Until Fox and his producers delineate his character, the rest of the cast is in limbo. If they behave too crazily, Mike could come off as the saintly voice of reason, which makes Fox seem narcissistic. But if Mike is more neurotic than everyone else, he could get so annoying that we wonder why the others put up with him. Most successful sitcoms have a tone for the entire ensemble to play. For example, on Modern Family, every major character is a bit more selfish and manipulative than we’d tolerate from family members in real life, but because they’re all playing in the same tonal range, our sympathies can shift depending on the situation. The Michael J. Fox Show is still searching for that tone.

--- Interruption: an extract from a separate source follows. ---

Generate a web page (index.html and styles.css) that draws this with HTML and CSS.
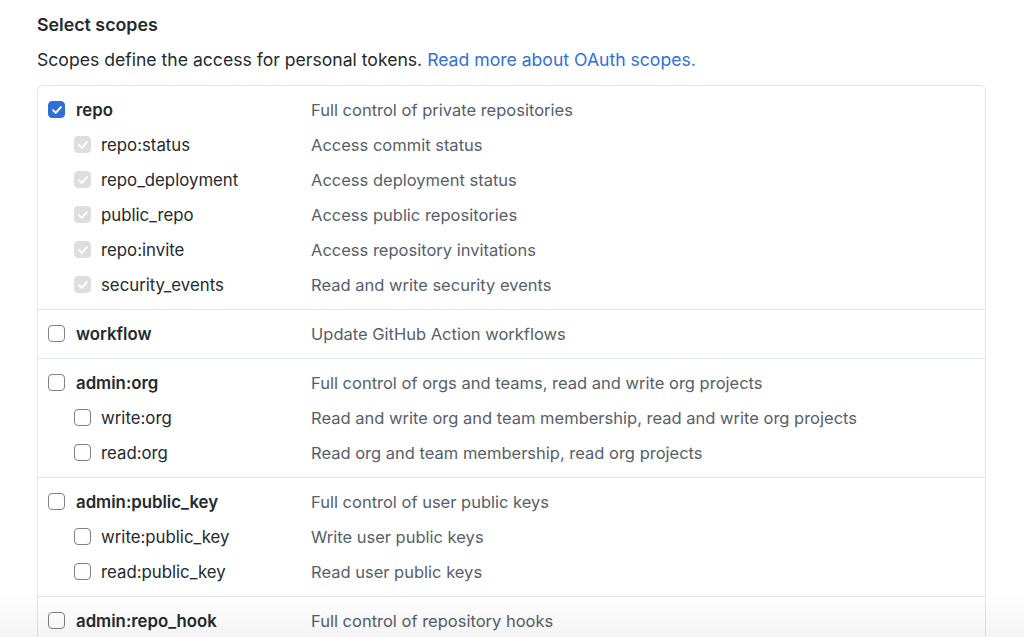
FILE: index.html
```html
<!DOCTYPE html>
<html lang="en">
<head>
<meta charset="utf-8">
<title>Select scopes</title>
<link rel="stylesheet" href="styles.css">
</head>
<body>
<main class="page">
  <h2 class="title">Select scopes</h2>
  <p class="lead">Scopes define the access for personal tokens. <a class="link" href="#">Read more about OAuth scopes.</a></p>

  <div class="scopes">
    <div class="group">
      <div class="row main">
        <div class="name"><span class="cb checked"><svg viewBox="0 0 16 16"><path d="M3.6 8.3l3 3 5.8-6.6"/></svg></span><span class="label">repo</span></div>
        <div class="desc">Full control of private repositories</div>
      </div>
      <div class="row sub">
        <div class="name"><span class="cb disabled"><svg viewBox="0 0 16 16"><path d="M3.6 8.3l3 3 5.8-6.6"/></svg></span><span class="label">repo:status</span></div>
        <div class="desc">Access commit status</div>
      </div>
      <div class="row sub">
        <div class="name"><span class="cb disabled"><svg viewBox="0 0 16 16"><path d="M3.6 8.3l3 3 5.8-6.6"/></svg></span><span class="label">repo_deployment</span></div>
        <div class="desc">Access deployment status</div>
      </div>
      <div class="row sub">
        <div class="name"><span class="cb disabled"><svg viewBox="0 0 16 16"><path d="M3.6 8.3l3 3 5.8-6.6"/></svg></span><span class="label">public_repo</span></div>
        <div class="desc">Access public repositories</div>
      </div>
      <div class="row sub">
        <div class="name"><span class="cb disabled"><svg viewBox="0 0 16 16"><path d="M3.6 8.3l3 3 5.8-6.6"/></svg></span><span class="label">repo:invite</span></div>
        <div class="desc">Access repository invitations</div>
      </div>
      <div class="row sub">
        <div class="name"><span class="cb disabled"><svg viewBox="0 0 16 16"><path d="M3.6 8.3l3 3 5.8-6.6"/></svg></span><span class="label">security_events</span></div>
        <div class="desc">Read and write security events</div>
      </div>
    </div>

    <div class="group">
      <div class="row main">
        <div class="name"><span class="cb"></span><span class="label">workflow</span></div>
        <div class="desc">Update GitHub Action workflows</div>
      </div>
    </div>

    <div class="group">
      <div class="row main">
        <div class="name"><span class="cb"></span><span class="label">admin:org</span></div>
        <div class="desc">Full control of orgs and teams, read and write org projects</div>
      </div>
      <div class="row sub">
        <div class="name"><span class="cb"></span><span class="label">write:org</span></div>
        <div class="desc">Read and write org and team membership, read and write org projects</div>
      </div>
      <div class="row sub">
        <div class="name"><span class="cb"></span><span class="label">read:org</span></div>
        <div class="desc">Read org and team membership, read org projects</div>
      </div>
    </div>

    <div class="group">
      <div class="row main">
        <div class="name"><span class="cb"></span><span class="label">admin:public_key</span></div>
        <div class="desc">Full control of user public keys</div>
      </div>
      <div class="row sub">
        <div class="name"><span class="cb"></span><span class="label">write:public_key</span></div>
        <div class="desc">Write user public keys</div>
      </div>
      <div class="row sub">
        <div class="name"><span class="cb"></span><span class="label">read:public_key</span></div>
        <div class="desc">Read user public keys</div>
      </div>
    </div>

    <div class="group">
      <div class="row main">
        <div class="name"><span class="cb"></span><span class="label">admin:repo_hook</span></div>
        <div class="desc">Full control of repository hooks</div>
      </div>
    </div>
  </div>
</main>
<div class="fade"></div>
</body>
</html>
```

FILE: styles.css
```css
html, body {
  margin: 0;
  padding: 0;
  background: #ffffff;
  overflow: hidden;
  height: 637px;
}

body {
  font-family: Inter, "Liberation Sans", Arial, sans-serif;
  color: #24292f;
  font-size: 16px;
}

.page {
  padding: 13px 38px 0 37px;
  width: 949px;
}

.title {
  margin: 0;
  font-size: 17.8px;
  line-height: 24px;
  font-weight: 600;
  color: #24292f;
}

.lead {
  margin: 11px 0 0 0;
  font-size: 17.6px;
  line-height: 24px;
  color: #24292f;
}

.link {
  color: #2f6fdb;
  text-decoration: none;
}

.scopes {
  margin-top: 13px;
  border: 1px solid #e1e4e8;
  border-radius: 6px;
}

.group {
  padding: 6px 0 7px 0;
  border-bottom: 1px solid #e1e4e8;
}

.group:last-child {
  border-bottom: none;
}

.row {
  display: flex;
  align-items: center;
  height: 35px;
  padding-left: 10px;
}

.name {
  display: flex;
  align-items: center;
  width: 263px;
  flex: none;
  box-sizing: border-box;
}

.row.sub .name {
  padding-left: 26px;
}

.label {
  margin-left: 11px;
  font-size: 16.8px;
  color: #24292f;
}

.row.sub .label {
  margin-left: 10px;
}

.row.main .label {
  font-weight: 600;
}

.desc {
  font-size: 16.5px;
  color: #57606a;
}

.cb {
  width: 17px;
  height: 17px;
  box-sizing: border-box;
  border: 1px solid #808080;
  border-radius: 4px;
  background: #ffffff;
  flex: none;
  display: flex;
  align-items: center;
  justify-content: center;
}

.cb svg {
  width: 14px;
  height: 14px;
  fill: none;
  stroke: #ffffff;
  stroke-width: 2.2;
  stroke-linecap: round;
  stroke-linejoin: round;
}

.cb.checked {
  background: #2f6fdb;
  border-color: #2f6fdb;
}

.cb.disabled {
  background: #dedede;
  border-color: #dedede;
}

.fade {
  position: fixed;
  left: 0;
  right: 0;
  bottom: 0;
  height: 44px;
  background: linear-gradient(to bottom, rgba(0, 0, 0, 0), rgba(0, 0, 0, 0.045));
  pointer-events: none;
}
```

- Breaking Bad’s Betsy Brandt is likeable but fuzzy as Mike’s schoolteacher wife, Annie. Her big line in the pilot is at the very end, grabbing a plate of scrambled eggs from Mike as he struggles to serve the table and quietly saying to him, “Can you not have a personal victory right now? We are starving.” Her funniest delivery is when Mike complains that he’ll get a standing ovation just for showing up at the office, and she mocks him with “Standing ovations? Uch, those sons of bitches.”

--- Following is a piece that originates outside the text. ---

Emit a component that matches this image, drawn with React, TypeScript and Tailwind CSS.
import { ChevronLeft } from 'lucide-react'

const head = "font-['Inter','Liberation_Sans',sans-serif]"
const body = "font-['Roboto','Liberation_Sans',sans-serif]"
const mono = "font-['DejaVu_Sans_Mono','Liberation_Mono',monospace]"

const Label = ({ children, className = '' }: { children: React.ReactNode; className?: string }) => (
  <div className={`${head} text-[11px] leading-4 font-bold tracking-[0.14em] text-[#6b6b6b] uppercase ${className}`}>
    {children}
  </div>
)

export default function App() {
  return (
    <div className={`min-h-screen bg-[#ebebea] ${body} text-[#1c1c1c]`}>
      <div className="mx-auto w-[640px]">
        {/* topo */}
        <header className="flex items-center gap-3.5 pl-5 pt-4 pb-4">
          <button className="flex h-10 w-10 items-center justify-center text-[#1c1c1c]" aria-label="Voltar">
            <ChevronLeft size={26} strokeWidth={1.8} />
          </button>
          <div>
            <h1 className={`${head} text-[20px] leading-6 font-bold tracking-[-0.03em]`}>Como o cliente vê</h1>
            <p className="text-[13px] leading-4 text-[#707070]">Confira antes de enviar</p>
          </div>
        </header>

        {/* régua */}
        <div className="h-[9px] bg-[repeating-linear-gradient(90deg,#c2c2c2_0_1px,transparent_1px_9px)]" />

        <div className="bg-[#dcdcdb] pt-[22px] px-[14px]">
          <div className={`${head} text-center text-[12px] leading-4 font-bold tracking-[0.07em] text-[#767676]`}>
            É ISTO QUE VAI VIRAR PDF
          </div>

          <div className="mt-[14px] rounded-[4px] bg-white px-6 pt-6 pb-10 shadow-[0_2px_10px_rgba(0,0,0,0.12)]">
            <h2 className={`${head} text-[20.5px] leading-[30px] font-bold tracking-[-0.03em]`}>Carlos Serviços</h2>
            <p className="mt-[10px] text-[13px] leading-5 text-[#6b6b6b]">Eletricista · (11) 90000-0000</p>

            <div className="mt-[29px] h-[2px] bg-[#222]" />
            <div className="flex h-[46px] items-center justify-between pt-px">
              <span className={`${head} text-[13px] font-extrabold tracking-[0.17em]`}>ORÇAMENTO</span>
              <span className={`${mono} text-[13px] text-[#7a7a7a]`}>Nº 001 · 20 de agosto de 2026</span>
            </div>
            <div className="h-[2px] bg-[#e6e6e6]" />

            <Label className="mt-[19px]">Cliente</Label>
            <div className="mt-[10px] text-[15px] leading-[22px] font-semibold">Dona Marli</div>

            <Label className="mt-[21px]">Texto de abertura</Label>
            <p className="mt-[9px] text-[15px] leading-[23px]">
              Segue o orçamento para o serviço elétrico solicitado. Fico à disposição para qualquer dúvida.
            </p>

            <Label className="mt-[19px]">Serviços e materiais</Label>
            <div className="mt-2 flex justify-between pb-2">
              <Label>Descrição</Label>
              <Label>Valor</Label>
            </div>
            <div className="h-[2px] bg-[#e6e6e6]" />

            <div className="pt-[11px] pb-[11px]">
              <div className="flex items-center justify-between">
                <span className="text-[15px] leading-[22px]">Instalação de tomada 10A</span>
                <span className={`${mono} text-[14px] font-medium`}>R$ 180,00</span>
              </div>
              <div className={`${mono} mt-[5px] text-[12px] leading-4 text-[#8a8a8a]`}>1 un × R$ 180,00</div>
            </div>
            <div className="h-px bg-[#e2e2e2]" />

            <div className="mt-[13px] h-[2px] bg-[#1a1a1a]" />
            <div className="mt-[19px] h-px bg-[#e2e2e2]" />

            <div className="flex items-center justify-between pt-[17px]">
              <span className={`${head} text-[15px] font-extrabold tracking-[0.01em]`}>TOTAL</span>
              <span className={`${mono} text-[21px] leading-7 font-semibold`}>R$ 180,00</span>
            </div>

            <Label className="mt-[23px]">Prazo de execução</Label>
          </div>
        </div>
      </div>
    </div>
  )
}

- In the second episode, Brandt’s comic set piece involves her trying to make a peanut-butter-and-jelly sandwich for the youngest of the family’s three children, only to have a parade of other characters snatch it away and force her to start all over again. In the end, she plops the entire jars of peanut butter and jelly in the kid’s lunch box, explaining, “We’re out of bread.” It’s a funny pay-off to the scene, but it made me wonder whether The Michael J. Fox Show happens in a universe where a mother would actually send a kid to school with jars of food (it might happen on The Middle), or in a universe where everyone just likes to clown around with props.

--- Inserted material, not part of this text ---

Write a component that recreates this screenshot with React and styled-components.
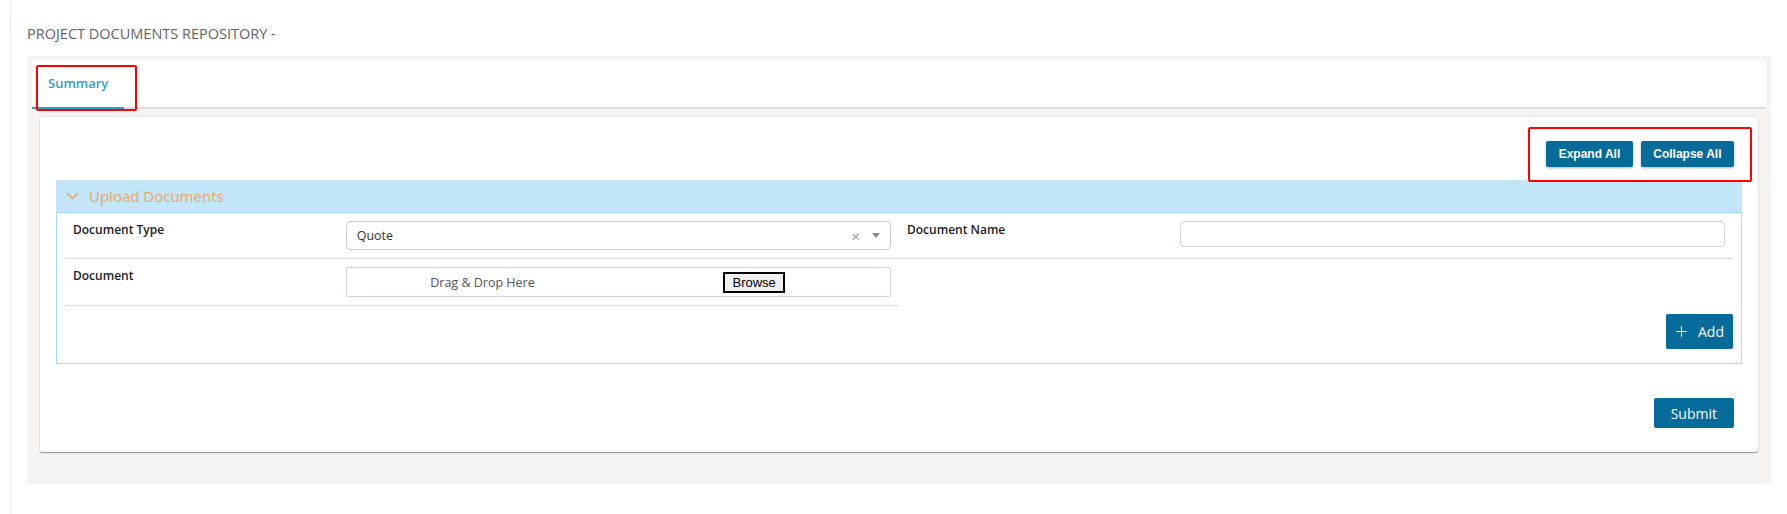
import React from "react";
import styled, { createGlobalStyle } from "styled-components";
import { Plus } from "lucide-react";

const GlobalStyle = createGlobalStyle`
  html, body {
    margin: 0;
    padding: 0;
    background: #fff;
    font-family: "Open Sans", "Noto Sans", sans-serif;
  }
  * {
    box-sizing: border-box;
  }
`;

const Page = styled.div`
  padding-left: 10px;
  min-height: 514px;
  display: flex;
`;
const Shell = styled.div`
  flex: 1;
  border-left: 1px solid #ececec;
  padding: 0 16px;
`;
const PageTitle = styled.div`
  padding-top: 24px;
  margin-bottom: 12px;
  font-size: 14.5px;
  line-height: 20px;
  color: #636363;
  text-transform: uppercase;
`;
const Workspace = styled.div`
  background-color: #f5f4f2;
  padding: 5px 5px 32px;
`;
const TabBar = styled.div`
  display: flex;
  align-items: flex-start;
  height: 48px;
  background-color: #fff;
  border-bottom: 2px solid #dcdde2;
`;
const Tab = styled.div`
  position: relative;
  height: 48px;
  margin-bottom: -2px;
  padding: 13px 16px 0;
  font-size: 13px;
  line-height: 18px;
  font-weight: 600;
  color: ${(p) => (p.$active ? "#3a9ccc" : "#666")};
  border-bottom: 2px solid ${(p) => (p.$active ? "#2d9fc8" : "transparent")};
`;
const Highlight = styled.span`
  position: absolute;
  inset: ${(p) => p.$inset};
  border: 2px solid #ff0000;
  border-radius: 2px;
  pointer-events: none;
`;
const Card = styled.div`
  margin: 8px 8px 0;
  padding: 24px 16px;
  background-color: #fff;
  border-radius: 2px;
  box-shadow: 0 1px 1px rgba(0, 0, 0, 0.35), 0 0 3px rgba(0, 0, 0, 0.1);
`;
const Toolbar = styled.div`
  display: flex;
  justify-content: flex-end;
  padding-right: 8px;
  margin-bottom: 13px;
`;
const ButtonGroup = styled.div`
  position: relative;
  display: flex;
  gap: 8px;
`;
const ToolButton = styled.button`
  height: 26px;
  padding: 0 12.5px;
  border: none;
  border-radius: 2px;
  background-color: #056b9b;
  color: #fff;
  font-family: "Liberation Sans", Arial, sans-serif;
  font-size: 12px;
  font-weight: 700;
  box-shadow: 0 1px 3px rgba(0, 0, 0, 0.3);
`;
const SectionHeader = styled.div`
  display: flex;
  align-items: center;
  gap: 10px;
  height: 32px;
  padding-left: 10px;
  background-color: #c2e6f7;
`;
const SectionTitle = styled.span`
  font-size: 15px;
  color: #f2a45a;
`;
const SectionBody = styled.div`
  border: 1px solid #9edcf7;
`;
const FieldGrid = styled.div`
  display: grid;
  grid-template-columns: 1fr 1fr;
  padding: 0 8px;
`;
const Field = styled.div`
  display: grid;
  grid-template-columns: 1fr 2fr;
  align-items: start;
  padding: 8px;
  border-bottom: 1px solid #dadada;
`;
const Label = styled.div`
  font-size: 12px;
  line-height: 18px;
  font-weight: 600;
  color: #222;
`;
const SelectBox = styled.div`
  display: flex;
  align-items: center;
  height: 29px;
  padding: 0 10px;
  border: 1px solid #ccc;
  border-radius: 4px;
  font-size: 12.5px;
  color: #333;
`;
const SelectControls = styled.div`
  margin-left: auto;
  display: flex;
  align-items: center;
  gap: 12px;
  color: #999;
  font-size: 15px;
`;
const Caret = styled.span`
  width: 0;
  height: 0;
  border-left: 4px solid transparent;
  border-right: 4px solid transparent;
  border-top: 5px solid #8a8a8a;
`;
const TextInput = styled.input`
  width: 100%;
  height: 26px;
  border: 1px solid #cfd4da;
  border-radius: 4px;
  outline: none;
`;
const DropZone = styled.div`
  display: grid;
  grid-template-columns: 1fr 1fr;
  align-items: center;
  height: 30px;
  border: 1px solid #cfd4da;
  border-radius: 2px;
  font-size: 12.5px;
  color: #555;
  text-align: center;
`;
const BrowseButton = styled.button`
  justify-self: center;
  height: 21px;
  padding: 0 7px;
  border: 2px solid #000;
  background-color: #efefef;
  color: #000;
  font-family: "Liberation Sans", Arial, sans-serif;
  font-size: 13px;
`;
const AddRow = styled.div`
  display: flex;
  justify-content: flex-end;
  padding: 8px 8px 14px;
`;
const AddButton = styled.button`
  display: flex;
  align-items: center;
  gap: 8px;
  height: 35px;
  padding: 0 9px 0 7px;
  border: none;
  border-radius: 2px;
  background-color: #056b9b;
  color: #fff;
  font-family: "Open Sans", sans-serif;
  font-size: 14px;
`;
const Footer = styled.div`
  display: flex;
  justify-content: flex-end;
  padding-right: 8px;
  margin-top: 34px;
`;
const SubmitButton = styled.button`
  height: 30px;
  padding: 0 17px;
  border: none;
  border-radius: 2px;
  background-color: #056b9b;
  color: #fff;
  font-family: "Open Sans", sans-serif;
  font-size: 14px;
`;

const Chevron = () => (
  <svg width="13" height="8" viewBox="0 0 13 8">
    <polyline points="1,1 6.5,6.5 12,1" fill="none" stroke="#f2a45a" strokeWidth="1.5" />
  </svg>
);

const App = () => {
  return (
    <Page>
      <GlobalStyle />
      <Shell>
        <PageTitle>Project Documents Repository -</PageTitle>
        <Workspace>
          <TabBar>
            <Tab $active>
              Summary
              <Highlight $inset="4px -13px -4px 4px" />
            </Tab>
          </TabBar>
          <Card>
            <Toolbar>
              <ButtonGroup>
                <ToolButton>Expand All</ToolButton>
                <ToolButton>Collapse All</ToolButton>
                <Highlight $inset="-14px -18px -15px -18px" />
              </ButtonGroup>
            </Toolbar>
            <SectionHeader>
              <Chevron />
              <SectionTitle>Upload Documents</SectionTitle>
            </SectionHeader>
            <SectionBody>
              <FieldGrid>
                <Field>
                  <Label>Document Type</Label>
                  <SelectBox>
                    Quote
                    <SelectControls>
                      <span>×</span>
                      <Caret />
                    </SelectControls>
                  </SelectBox>
                </Field>
                <Field>
                  <Label>Document Name</Label>
                  <TextInput type="text" />
                </Field>
                <Field>
                  <Label>Document</Label>
                  <DropZone>
                    <span>Drag &amp; Drop Here</span>
                    <BrowseButton>Browse</BrowseButton>
                  </DropZone>
                </Field>
              </FieldGrid>
              <AddRow>
                <AddButton>
                  <Plus size={17} strokeWidth={1.6} />
                  Add
                </AddButton>
              </AddRow>
            </SectionBody>
            <Footer>
              <SubmitButton>Submit</SubmitButton>
            </Footer>
          </Card>
        </Workspace>
      </Shell>
    </Page>
  );
};

export default App;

- Another familiar face in the supporting cast is The Wire’s Wendell Pierce as Harris, Mike’s boss at the TV station and apparent best friend. In the pilot, he’s slotted into the role of a cool, middle-aged black guy who’s still on the prowl. (Talking about his lack of children: “30 years of lovemaking, not one slip. Not even a scare.”) In the second episode, more of a farce (Mike tries to set up his neighbor with Harris, then gets jealous and tries to keep them apart), Pierce is better integrated into the plot, but there’s still some work to do in getting the best use of his wonderfully dry line readings.
- Mike, on why the family needs to have sit-down meals: “First we stop connecting, next thing you know we’re under a bridge tying each other off.” Fox’s mime of a jittery addict shooting up heroin is one of his slyer bits of physical comedy.